Sure she's had her house for years. We all have. But getting old happens to everyone. She would be protected 24/7 by a professional staff, and know she is not alone. Her late Husband would be pleased she is safe and will have an easier life without chores.
it definitely beats sitting in front of the tv (which many residents do,)most if not all day mostly watching tv shows, some of which can be over 40yrs old with actors and actresses that have passed on.
Example, isn't it sad to watch say the Golden Girls knowing all the main characters have passed?
My mom's doctors also suggested AL long before we finally moved her. I suggest you don't let the score dictate. Also MC is very low functioning and maybe not the right choice even if there is cognitive impairment. If your mom can still tend to her personal needs it would probably be overly restrictive.
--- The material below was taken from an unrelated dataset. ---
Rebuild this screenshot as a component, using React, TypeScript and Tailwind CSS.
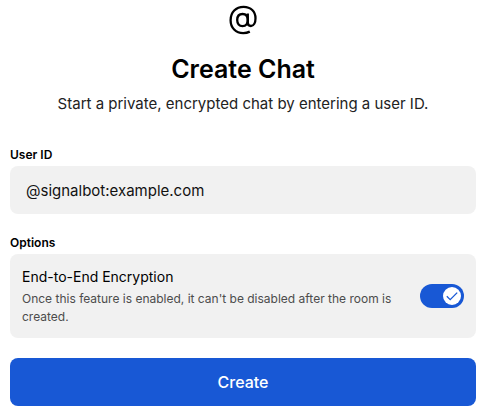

We did not bring my mom to look at different facilities. Two of my sisters toured and we chose the one we thought she would like best. We tricked her and told her it was a hotel--that was last year and she still thinks it is a hotel and occassionally asks about checkout.
It has made our lives easier in many ways and lifted a lot of worry since we know ahe is safe and well cared for. But it has been a tradeoff, make no mistake. AL is one thing for elders with full cognitive abilities who can amuse themselves but another for people with dementia. It can be cliquey and not as comforting as being at home. Another thing to consider is how is she socializing? My mom's world had become very small as her friends died and moved away. She didn't seem to mind but she spent more time inside and seemed a little depressed. It would have been different if she had a vibrant social situation, but you can't expect people who are fully with it to want to spend all their time with friends with ALZ. We later learned that her friends were relieved we had placed her and later told us that they were always worried she would wander away whenever they met up to go to a play or out to dinner.
Sorry this reply is so disorganized. I have never read a post that said my loved one with ALZ asked to go to assisted living. Many facilities have a one or two month respite program. You could try getting her into one of them and see how it goes. It might surprise you.